→ GOAL:
Copy, from the entries below, each line where the word "that" can be found.

** start of PROVIDED DATA **

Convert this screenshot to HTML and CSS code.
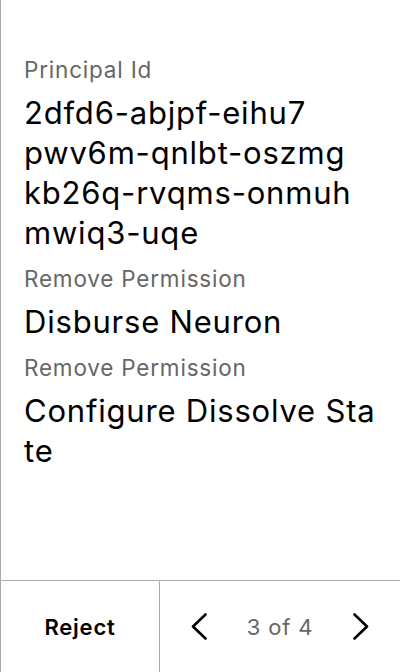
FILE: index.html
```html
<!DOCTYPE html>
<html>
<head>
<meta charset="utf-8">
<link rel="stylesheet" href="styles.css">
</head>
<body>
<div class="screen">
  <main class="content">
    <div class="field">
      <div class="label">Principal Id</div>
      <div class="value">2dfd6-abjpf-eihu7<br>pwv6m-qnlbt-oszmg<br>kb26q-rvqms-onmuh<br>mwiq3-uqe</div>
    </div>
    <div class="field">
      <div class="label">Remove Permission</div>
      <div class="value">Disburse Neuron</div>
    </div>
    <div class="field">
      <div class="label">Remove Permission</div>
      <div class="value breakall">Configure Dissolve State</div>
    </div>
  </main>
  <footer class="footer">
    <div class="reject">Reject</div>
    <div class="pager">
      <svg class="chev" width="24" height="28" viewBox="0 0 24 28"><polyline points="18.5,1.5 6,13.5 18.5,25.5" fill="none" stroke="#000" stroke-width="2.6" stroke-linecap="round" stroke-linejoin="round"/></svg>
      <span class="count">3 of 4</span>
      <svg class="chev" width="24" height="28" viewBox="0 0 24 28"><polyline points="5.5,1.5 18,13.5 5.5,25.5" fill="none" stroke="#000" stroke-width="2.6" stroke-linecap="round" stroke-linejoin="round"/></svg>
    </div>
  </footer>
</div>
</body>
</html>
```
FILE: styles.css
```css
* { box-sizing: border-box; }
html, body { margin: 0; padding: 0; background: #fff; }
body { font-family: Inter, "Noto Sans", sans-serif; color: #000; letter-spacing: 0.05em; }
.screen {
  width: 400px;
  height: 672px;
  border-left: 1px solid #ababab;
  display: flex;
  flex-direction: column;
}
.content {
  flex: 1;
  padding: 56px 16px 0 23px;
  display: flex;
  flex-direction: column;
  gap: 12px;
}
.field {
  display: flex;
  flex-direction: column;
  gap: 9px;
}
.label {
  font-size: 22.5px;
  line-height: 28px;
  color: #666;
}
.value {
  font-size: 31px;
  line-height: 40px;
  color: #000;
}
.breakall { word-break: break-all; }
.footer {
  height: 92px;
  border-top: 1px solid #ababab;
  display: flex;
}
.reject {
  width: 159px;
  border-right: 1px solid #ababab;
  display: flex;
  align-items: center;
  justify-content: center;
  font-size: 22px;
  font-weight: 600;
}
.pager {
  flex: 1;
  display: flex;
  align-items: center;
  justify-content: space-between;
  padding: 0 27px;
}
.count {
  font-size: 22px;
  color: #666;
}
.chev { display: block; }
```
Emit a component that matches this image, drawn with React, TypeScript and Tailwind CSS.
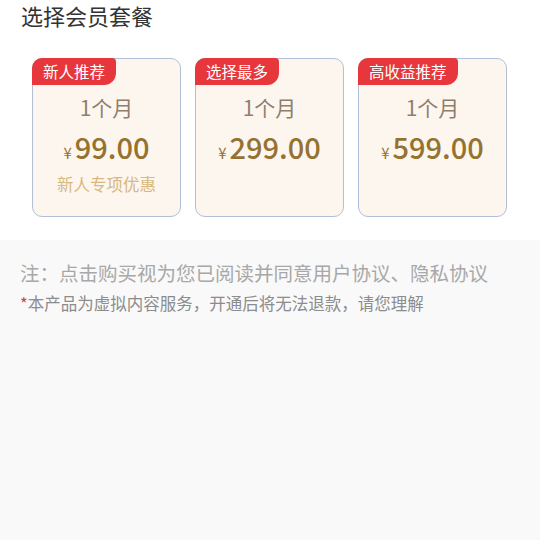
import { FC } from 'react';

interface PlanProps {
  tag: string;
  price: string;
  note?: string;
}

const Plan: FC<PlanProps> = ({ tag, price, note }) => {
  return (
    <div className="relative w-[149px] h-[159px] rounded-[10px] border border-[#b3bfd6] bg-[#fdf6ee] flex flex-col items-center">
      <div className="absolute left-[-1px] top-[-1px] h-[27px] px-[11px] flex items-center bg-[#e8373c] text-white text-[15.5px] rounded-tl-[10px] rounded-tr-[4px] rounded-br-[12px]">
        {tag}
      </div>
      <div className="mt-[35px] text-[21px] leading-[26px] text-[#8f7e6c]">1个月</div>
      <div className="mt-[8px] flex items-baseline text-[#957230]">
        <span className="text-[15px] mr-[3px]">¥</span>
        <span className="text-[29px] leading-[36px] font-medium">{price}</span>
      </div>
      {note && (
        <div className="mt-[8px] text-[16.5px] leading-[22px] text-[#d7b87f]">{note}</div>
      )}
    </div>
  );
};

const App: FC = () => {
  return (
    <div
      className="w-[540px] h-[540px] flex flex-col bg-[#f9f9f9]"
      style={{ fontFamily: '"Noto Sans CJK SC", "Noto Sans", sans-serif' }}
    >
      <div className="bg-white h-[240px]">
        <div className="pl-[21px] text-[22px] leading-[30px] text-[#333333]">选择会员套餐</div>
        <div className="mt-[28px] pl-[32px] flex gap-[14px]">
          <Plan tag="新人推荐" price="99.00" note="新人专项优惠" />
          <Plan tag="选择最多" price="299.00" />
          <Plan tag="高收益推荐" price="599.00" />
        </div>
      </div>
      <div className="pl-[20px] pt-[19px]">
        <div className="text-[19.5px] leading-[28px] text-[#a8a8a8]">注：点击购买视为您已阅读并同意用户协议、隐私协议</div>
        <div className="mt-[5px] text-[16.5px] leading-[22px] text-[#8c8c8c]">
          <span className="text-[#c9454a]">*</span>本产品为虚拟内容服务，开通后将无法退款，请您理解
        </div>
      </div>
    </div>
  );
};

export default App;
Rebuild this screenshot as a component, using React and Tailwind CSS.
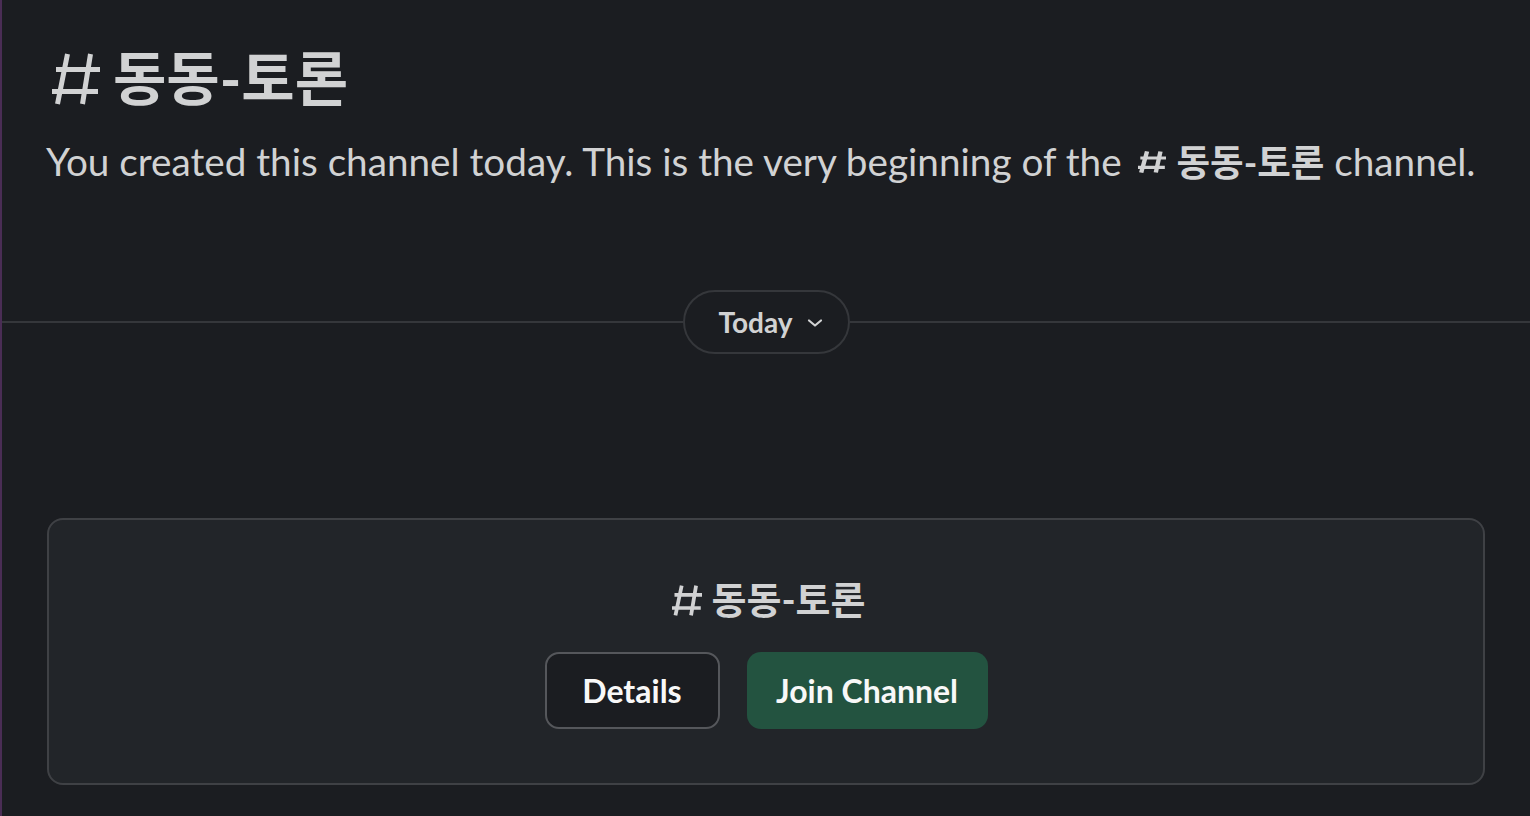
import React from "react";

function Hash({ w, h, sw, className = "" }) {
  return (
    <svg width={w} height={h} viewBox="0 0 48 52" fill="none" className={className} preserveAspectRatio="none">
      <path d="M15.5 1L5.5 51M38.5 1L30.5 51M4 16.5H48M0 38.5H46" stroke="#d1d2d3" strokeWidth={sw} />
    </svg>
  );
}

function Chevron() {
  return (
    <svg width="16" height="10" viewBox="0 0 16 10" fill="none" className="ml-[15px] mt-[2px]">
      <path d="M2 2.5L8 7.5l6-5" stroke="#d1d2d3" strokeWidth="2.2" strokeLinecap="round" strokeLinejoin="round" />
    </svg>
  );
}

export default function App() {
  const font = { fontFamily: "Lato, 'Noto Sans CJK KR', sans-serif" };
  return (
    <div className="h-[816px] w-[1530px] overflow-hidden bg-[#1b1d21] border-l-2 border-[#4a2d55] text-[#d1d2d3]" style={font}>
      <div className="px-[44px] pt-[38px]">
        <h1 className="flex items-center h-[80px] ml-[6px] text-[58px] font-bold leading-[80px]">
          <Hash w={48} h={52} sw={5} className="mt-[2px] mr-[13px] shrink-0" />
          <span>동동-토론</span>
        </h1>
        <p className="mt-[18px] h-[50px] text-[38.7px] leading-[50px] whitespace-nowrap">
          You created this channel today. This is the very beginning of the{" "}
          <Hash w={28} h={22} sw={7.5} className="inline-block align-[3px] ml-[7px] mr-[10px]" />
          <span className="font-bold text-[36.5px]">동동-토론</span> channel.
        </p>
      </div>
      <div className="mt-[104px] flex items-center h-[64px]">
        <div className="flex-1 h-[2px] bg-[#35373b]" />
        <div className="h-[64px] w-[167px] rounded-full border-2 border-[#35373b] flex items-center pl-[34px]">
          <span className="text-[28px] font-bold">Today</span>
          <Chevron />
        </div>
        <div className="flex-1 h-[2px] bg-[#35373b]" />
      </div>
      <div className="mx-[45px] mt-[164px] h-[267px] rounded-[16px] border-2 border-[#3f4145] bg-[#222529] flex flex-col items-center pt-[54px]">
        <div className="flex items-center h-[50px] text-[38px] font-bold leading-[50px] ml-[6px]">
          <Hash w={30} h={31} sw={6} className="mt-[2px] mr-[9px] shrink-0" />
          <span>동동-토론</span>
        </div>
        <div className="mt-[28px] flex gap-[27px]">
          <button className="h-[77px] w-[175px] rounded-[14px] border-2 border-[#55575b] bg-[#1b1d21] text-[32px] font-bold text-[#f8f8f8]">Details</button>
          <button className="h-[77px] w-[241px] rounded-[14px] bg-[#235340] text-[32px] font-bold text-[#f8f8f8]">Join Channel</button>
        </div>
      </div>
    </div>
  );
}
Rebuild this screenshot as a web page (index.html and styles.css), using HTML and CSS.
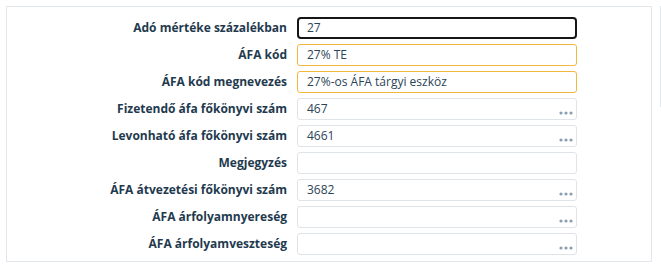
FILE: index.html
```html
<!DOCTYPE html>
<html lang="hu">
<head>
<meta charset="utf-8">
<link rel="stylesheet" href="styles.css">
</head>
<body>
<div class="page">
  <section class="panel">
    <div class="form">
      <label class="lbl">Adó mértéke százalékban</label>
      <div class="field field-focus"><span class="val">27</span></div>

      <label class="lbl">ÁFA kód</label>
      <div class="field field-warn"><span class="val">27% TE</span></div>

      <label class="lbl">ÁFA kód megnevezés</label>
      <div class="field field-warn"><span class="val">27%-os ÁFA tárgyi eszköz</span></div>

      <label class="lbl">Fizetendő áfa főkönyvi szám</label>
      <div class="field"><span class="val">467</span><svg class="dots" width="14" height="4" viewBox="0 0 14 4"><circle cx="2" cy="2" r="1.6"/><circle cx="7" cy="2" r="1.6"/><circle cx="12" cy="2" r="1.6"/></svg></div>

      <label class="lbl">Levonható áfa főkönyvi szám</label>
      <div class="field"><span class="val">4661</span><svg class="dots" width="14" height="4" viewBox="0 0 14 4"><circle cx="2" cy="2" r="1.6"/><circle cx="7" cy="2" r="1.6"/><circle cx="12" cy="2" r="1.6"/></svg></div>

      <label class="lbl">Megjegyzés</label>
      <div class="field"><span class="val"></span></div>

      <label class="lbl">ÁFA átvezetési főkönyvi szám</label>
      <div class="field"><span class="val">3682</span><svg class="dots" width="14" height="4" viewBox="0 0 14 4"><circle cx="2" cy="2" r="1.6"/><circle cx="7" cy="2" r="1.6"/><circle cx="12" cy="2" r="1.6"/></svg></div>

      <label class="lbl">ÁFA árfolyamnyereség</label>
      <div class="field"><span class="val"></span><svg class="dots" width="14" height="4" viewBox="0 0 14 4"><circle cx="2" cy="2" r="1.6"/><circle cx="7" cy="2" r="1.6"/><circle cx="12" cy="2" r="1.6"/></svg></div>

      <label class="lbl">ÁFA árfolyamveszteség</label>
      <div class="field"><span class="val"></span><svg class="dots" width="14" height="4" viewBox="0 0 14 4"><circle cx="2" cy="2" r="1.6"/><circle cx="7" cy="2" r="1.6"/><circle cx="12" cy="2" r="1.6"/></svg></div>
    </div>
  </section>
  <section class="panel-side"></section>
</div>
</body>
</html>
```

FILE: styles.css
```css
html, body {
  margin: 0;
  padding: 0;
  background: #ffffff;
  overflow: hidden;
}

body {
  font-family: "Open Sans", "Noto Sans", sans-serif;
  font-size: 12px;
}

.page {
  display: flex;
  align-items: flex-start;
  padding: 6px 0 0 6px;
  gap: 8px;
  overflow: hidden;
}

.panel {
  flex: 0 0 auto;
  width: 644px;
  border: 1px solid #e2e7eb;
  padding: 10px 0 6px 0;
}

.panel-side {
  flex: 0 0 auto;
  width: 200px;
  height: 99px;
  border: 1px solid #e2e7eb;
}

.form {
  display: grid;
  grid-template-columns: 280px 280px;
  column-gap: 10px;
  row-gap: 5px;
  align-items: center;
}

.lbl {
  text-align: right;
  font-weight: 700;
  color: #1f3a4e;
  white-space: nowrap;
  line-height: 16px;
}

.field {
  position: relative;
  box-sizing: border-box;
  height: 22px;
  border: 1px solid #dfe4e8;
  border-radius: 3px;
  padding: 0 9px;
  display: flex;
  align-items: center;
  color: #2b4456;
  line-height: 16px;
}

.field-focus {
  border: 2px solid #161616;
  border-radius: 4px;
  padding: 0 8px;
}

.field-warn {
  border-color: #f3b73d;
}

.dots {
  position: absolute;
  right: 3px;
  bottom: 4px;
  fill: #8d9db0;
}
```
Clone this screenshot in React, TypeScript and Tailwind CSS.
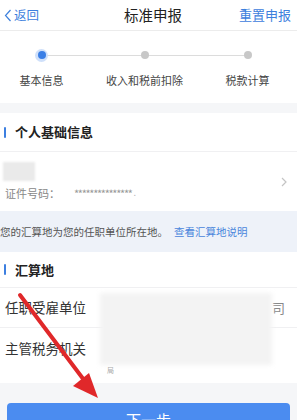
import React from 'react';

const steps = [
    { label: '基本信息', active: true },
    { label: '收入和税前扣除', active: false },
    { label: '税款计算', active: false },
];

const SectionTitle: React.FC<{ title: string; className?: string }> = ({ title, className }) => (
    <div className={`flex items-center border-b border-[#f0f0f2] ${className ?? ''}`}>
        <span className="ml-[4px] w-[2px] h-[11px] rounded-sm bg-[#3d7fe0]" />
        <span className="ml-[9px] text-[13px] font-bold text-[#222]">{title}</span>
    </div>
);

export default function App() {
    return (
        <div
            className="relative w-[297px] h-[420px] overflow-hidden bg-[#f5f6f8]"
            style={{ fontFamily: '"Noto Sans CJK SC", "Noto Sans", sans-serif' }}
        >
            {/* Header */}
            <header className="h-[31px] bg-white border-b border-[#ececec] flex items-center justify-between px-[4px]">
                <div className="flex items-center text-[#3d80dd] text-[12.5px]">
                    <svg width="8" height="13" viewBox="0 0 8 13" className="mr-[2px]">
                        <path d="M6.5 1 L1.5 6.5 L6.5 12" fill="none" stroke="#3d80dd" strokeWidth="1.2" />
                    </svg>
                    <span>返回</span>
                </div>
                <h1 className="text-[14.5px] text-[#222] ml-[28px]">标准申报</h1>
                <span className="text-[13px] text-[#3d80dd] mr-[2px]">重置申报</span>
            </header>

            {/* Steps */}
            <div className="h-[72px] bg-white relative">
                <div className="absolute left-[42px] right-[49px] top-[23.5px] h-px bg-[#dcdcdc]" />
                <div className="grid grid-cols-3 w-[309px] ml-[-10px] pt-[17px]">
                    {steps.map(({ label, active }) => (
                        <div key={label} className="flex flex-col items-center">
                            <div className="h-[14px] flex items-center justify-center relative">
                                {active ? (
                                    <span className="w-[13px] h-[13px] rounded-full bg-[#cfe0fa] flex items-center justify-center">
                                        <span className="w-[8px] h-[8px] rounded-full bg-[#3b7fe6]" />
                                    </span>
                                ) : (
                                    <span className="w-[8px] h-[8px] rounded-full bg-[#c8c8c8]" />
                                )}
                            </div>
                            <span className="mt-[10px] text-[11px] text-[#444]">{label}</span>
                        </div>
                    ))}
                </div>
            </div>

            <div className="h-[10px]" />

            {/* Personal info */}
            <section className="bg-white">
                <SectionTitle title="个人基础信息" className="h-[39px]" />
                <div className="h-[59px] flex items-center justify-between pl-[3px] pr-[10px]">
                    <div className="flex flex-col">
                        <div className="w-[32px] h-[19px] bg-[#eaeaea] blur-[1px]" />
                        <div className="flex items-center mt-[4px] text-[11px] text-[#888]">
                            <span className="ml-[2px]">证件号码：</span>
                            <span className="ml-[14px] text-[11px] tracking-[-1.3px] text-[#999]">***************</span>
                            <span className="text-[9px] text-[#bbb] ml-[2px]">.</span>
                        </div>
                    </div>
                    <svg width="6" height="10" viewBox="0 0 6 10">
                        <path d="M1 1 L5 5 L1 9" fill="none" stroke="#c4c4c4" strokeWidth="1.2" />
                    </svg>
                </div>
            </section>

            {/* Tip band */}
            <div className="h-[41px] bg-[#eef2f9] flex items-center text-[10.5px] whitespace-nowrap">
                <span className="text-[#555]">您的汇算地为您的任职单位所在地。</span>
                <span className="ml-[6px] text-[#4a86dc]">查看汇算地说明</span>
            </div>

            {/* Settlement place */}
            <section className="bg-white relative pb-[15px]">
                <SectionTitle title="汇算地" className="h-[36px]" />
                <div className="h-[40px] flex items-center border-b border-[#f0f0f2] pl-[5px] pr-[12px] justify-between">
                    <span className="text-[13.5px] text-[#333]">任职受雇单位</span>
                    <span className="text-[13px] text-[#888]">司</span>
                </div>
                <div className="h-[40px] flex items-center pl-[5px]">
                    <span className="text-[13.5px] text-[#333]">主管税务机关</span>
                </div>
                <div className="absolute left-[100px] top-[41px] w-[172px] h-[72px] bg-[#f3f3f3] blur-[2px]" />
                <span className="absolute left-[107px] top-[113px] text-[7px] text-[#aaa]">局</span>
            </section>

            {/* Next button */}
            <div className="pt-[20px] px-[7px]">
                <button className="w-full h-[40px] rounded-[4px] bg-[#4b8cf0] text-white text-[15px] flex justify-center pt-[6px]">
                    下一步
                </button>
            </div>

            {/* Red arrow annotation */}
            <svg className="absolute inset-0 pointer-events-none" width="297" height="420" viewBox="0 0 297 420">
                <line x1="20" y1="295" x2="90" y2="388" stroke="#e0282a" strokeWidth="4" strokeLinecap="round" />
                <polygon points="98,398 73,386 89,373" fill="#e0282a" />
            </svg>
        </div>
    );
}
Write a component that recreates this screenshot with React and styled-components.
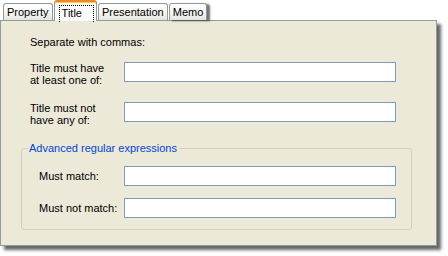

** end of PROVIDED DATA **

→ RESPONSE BELOW:
Emit a component that matches this image, drawn with React, TypeScript and Tailwind CSS.
Write a component that recreates this screenshot with React and styled-components.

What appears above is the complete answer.